A história de cartéis que enriquecem com o tráfico de drogas nas Américas não é nova – ela existe há pelo menos 40 anos e, embora os nomes e as lideranças mudem, os temas de oferta abundante e uma demanda que só cresce (e que ainda vem principalmente do Estados Unidos) são uma triste constante. Mas agora há sinais de que a pandemia realmente pode ter sido um ponto de inflexão, criando dores de cabeça de longo prazo para todos os governos, incluindo a nova administração de Joe Biden.
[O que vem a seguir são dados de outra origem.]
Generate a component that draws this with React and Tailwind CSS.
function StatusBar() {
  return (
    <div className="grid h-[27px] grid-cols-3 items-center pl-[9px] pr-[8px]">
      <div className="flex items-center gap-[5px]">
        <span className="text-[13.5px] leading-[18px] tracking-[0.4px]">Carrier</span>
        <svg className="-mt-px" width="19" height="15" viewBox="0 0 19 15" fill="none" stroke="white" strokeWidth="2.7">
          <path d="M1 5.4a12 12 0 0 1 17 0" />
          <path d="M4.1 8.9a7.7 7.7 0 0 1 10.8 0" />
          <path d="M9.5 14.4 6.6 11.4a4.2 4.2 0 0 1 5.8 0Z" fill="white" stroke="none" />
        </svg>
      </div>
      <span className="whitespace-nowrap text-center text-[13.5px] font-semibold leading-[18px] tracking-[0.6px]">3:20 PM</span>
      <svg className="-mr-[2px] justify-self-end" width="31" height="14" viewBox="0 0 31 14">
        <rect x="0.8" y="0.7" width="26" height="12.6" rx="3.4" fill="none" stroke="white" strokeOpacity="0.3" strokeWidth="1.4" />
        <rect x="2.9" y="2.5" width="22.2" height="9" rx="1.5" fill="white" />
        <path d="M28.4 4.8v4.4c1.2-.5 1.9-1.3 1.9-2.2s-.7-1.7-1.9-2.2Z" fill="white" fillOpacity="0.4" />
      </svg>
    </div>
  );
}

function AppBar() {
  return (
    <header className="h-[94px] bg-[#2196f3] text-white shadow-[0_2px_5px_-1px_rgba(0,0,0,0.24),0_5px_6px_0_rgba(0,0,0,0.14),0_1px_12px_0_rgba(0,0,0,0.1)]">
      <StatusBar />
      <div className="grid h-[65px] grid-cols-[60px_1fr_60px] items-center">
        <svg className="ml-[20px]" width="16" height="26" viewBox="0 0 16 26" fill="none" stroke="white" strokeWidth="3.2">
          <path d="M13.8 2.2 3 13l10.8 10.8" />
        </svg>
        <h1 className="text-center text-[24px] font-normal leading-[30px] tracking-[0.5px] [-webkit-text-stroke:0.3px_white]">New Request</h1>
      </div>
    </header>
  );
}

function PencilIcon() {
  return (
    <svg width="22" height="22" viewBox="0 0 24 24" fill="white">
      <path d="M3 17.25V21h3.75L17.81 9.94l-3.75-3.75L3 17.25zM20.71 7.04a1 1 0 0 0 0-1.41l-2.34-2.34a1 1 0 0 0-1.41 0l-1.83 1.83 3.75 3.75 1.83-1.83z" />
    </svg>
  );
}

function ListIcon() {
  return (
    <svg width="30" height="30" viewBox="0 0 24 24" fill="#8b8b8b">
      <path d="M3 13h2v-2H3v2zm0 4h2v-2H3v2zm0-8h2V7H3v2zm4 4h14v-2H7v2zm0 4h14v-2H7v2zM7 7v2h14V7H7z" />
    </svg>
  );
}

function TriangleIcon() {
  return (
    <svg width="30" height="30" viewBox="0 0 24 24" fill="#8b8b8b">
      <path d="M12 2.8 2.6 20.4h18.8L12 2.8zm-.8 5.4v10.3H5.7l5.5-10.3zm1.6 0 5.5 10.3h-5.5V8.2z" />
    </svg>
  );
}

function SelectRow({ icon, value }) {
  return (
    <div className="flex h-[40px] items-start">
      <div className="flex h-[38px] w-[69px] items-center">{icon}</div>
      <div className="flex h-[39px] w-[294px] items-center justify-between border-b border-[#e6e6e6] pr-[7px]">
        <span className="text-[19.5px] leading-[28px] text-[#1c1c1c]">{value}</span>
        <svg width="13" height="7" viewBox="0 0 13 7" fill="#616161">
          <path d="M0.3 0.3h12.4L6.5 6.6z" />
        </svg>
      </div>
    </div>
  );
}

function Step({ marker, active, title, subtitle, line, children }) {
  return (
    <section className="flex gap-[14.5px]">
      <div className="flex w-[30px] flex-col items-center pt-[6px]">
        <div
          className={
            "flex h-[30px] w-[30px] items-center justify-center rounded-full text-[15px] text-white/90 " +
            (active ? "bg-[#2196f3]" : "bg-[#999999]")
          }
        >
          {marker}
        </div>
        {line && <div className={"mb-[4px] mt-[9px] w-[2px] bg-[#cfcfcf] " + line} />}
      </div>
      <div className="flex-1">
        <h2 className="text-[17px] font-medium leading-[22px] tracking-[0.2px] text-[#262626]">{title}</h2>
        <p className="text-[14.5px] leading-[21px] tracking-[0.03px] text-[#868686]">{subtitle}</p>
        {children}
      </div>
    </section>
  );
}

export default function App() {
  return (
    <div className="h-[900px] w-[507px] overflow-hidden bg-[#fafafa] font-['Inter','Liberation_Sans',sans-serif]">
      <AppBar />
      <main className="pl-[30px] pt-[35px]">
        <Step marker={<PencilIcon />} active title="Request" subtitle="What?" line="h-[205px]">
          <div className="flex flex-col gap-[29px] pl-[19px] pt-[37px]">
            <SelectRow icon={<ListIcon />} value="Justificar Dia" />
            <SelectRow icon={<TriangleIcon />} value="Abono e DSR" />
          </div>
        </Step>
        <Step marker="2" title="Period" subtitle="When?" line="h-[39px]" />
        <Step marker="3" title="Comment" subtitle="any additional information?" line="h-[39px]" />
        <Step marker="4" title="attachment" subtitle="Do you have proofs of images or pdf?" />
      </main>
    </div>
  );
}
Grupos criminosos prosperam principalmente em áreas onde os moradores os veem como uma alternativa mais eficaz e cuidadosa ao Estado. À medida que o vírus se espalhava, muitas organizações do crime organizado impuseram medidas de isolamento no México, distribuíram comida em El Salvador e implementaram toques de recolher no Rio de Janeiro. Esse grupos contrabandearam equipamentos necessários para combater a pandemia, como máscaras cirúrgicas, testes e desinfetantes. Alguns temem que essas organizações tentem controlar a distribuição das vacinas.
A COVID-19 também causou um aumento no desemprego, elevando o número de jovens latino-americanos que não estudam nem trabalham, que já somava mais de 20 milhões antes da pandemia. Depois de registrar uma contração de 8% em média em 2020, as economias da região devem registrar uma recuperação de apenas 3,5% neste ano, segundo previsões — o que significa que a miséria vai persistir. Isso provou ser um terreno fértil de recrutamento para o crime organizado na Colômbia e provavelmente em outros lugares. Com menos pessoas nas ruas, algumas facções se diversificaram ainda mais no crime digital.
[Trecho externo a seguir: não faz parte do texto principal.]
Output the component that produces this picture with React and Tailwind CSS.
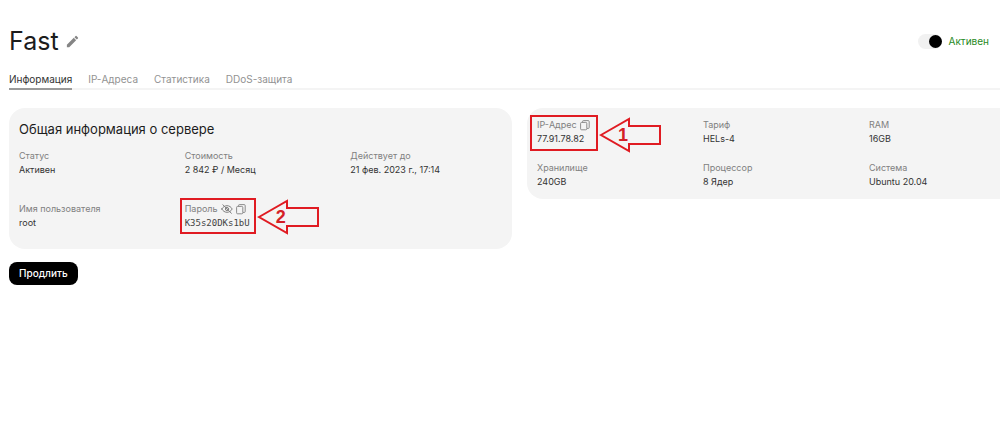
import { useState } from "react";
import { MdEdit } from "react-icons/md";

function CopyIcon() {
  return (
    <svg viewBox="0 0 10 11" className="h-[11px] w-[10px]" fill="none" stroke="currentColor" strokeWidth="0.9">
      <rect x="0.6" y="2.4" width="6.2" height="7.4" rx="1" />
      <path d="M2.600 2.300V1.400a.8.8 0 0 1 .8-.8h4.800a1 1 0 0 1 1 1v6a.8.8 0 0 1-.8.8H7" />
    </svg>
  );
}

function EyeOffIcon() {
  return (
    <svg viewBox="0 0 12 10" className="h-[10px] w-3" fill="none" stroke="currentColor" strokeWidth="1" strokeLinecap="round">
      <path d="M.8 5C2 2.9 3.8 1.7 6 1.7S10 2.9 11.2 5C10 7.1 8.2 8.3 6 8.3S2 7.1.8 5Z" />
      <circle cx="6" cy="5" r="1.6" />
      <path d="M1.8.7l8.6 8.6" />
    </svg>
  );
}

function Arrow({ label, className }) {
  return (
    <div className={`absolute h-9 ${className}`}>
      <svg viewBox="0 0 64 36" className="h-9 w-16" fill="none" stroke="#e01b22" strokeWidth="2">
        <path d="M2 18 30 2V9H61V27H30V34Z" />
      </svg>
      <span className="absolute inset-y-0 left-[19px] font-['Liberation_Sans',sans-serif] text-lg/9 font-bold text-[#d42027]">{label}</span>
    </div>
  );
}

function Field({ label, value, actions, mono, children }) {
  return (
    <div className="relative">
      <dt className="flex items-center gap-[3px] text-[9px]/[14px] text-[#808080]">
        {label}
        {actions}
      </dt>
      <dd className={mono ? "font-['DejaVu_Sans_Mono',monospace] text-[9px]/[14px] text-[#444]" : "text-[9px]/[14px] text-[#333]"}>{value}</dd>
      {children}
    </div>
  );
}

function IconButton({ label, children }) {
  return (
    <button type="button" aria-label={label} className="flex cursor-pointer text-[#808080]">
      {children}
    </button>
  );
}

const tabs = ["Информация", "IP-Адреса", "Статистика", "DDoS-защита"];

export default function App() {
  const [active, setActive] = useState(true);
  return (
    <main className="bg-white pl-[9px] pt-[23px] font-[Inter,sans-serif] text-[#1c1c1c]">
      <header className="flex items-center justify-between pr-[11px]">
        <div className="flex items-center gap-1.5">
          <h1 className="text-[25px]/9">Fast</h1>
          <button type="button" aria-label="Переименовать" className="cursor-pointer text-[#858585]">
            <MdEdit className="size-[15px]" />
          </button>
        </div>
        <label className="flex cursor-pointer items-center gap-[7px] text-[10px]/4 text-[#1f8a24]">
          <input type="checkbox" role="switch" checked={active} onChange={(e) => setActive(e.target.checked)} className="peer sr-only" />
          <span className="flex h-[15px] w-6 items-center rounded-full bg-[#f1f1f1] peer-checked:justify-end">
            <span className="size-[13px] rounded-full bg-black" />
          </span>
          Активен
        </label>
      </header>

      <nav className="mt-[13px] flex gap-4 border-b-2 border-[#f4f4f4] text-[10px]/[14px]">
        {tabs.map((tab, i) => (
          <a
            key={tab}
            href="#"
            className={i === 0 ? "-mb-0.5 border-b-2 border-[#9a9a9a] pb-0.5 text-[#333]" : "pb-0.5 text-[#929292]"}
          >
            {tab}
          </a>
        ))}
      </nav>

      <div className="mt-[18px] grid grid-cols-[503fr_473fr] items-start gap-[15px]">
        <section className="rounded-2xl bg-[#f4f4f4] px-2.5 pb-[19px] pt-3">
          <h2 className="text-[13px]/[18px]">Общая информация о сервере</h2>
          <dl className="mt-[11px] grid grid-cols-3 gap-x-3.5 gap-y-[25px]">
            <Field label="Статус" value="Активен" />
            <Field label="Стоимость" value="2 842 ₽ / Месяц" />
            <Field label="Действует до" value="21 фев. 2023 г., 17:14" />
            <Field label="Имя пользователя" value="root" />
            <Field
              label="Пароль"
              value="K35s20DKs1bU"
              mono
              actions={
                <>
                  <IconButton label="Показать пароль"><EyeOffIcon /></IconButton>
                  <IconButton label="Скопировать пароль"><CopyIcon /></IconButton>
                </>
              }
            >
              <div className="pointer-events-none absolute -left-[5px] -top-1 h-9 w-[76px] border-2 border-[#e01b22]" />
              <Arrow label="2" className="-top-[3px] left-[72px]" />
            </Field>
          </dl>
        </section>

        <section className="rounded-l-2xl bg-[#f4f4f4] py-2.5 pl-2.5">
          <dl className="grid grid-cols-[152fr_152fr_131fr] gap-x-3.5 gap-y-[15px]">
            <Field
              label="IP-Адрес"
              value="77.91.78.82"
              actions={<IconButton label="Скопировать IP-адрес"><CopyIcon /></IconButton>}
            >
              <div className="pointer-events-none absolute -left-[7px] -top-[3px] h-9 w-[68px] border-2 border-[#e01b22]" />
              <Arrow label="1" className="-top-[1px] left-[62px]" />
            </Field>
            <Field label="Тариф" value="HELs-4" />
            <Field label="RAM" value="16GB" />
            <Field label="Хранилище" value="240GB" />
            <Field label="Процессор" value="8 Ядер" />
            <Field label="Система" value="Ubuntu 20.04" />
          </dl>
        </section>
      </div>

      <button type="button" className="mt-[13px] cursor-pointer rounded-lg bg-black px-2.5 py-1 text-[10px]/[15px] font-medium text-white">
        Продлить
      </button>
    </main>
  );
}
É um quadro preocupante e, embora na AQ nos consideremos otimistas, esta é uma área onde francamente vemos poucas chances de grandes mudanças. No governo Biden, com um Congresso americano dividido, uma reforma na estratégia da “guerra às drogas” parece improvável. Alguns governos não parecem considerar o combate ao crime organizado uma prioridade. Outros, como o da Venezuela, são hoje rotulados de narco-Estados. O resto está simplesmente sobrecarregado demais.
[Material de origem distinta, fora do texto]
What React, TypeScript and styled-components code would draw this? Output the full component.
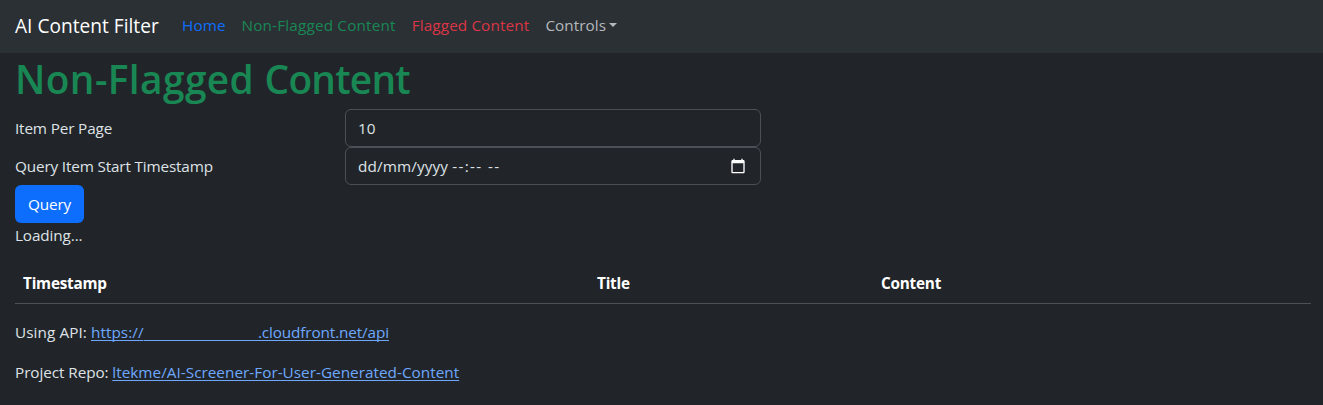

Nesse sentido, o foco provavelmente deve ser colocado no gerenciamento das consequências. Isso significa melhor coordenação entre os governos e militares do hemisfério, bem como a adoção de uma estratégia similar a da polícia brasileira, que vem desmantelando os esquemas de lavagem de dinheiro de organizações criminosas. Medidas econômicas para atenuar o aumento da desigualdade também podem ajudar. Essas etapas são mais medidas paliativas do que uma cura — mas na era da COVID-19, essa talvez seja a única saída possível.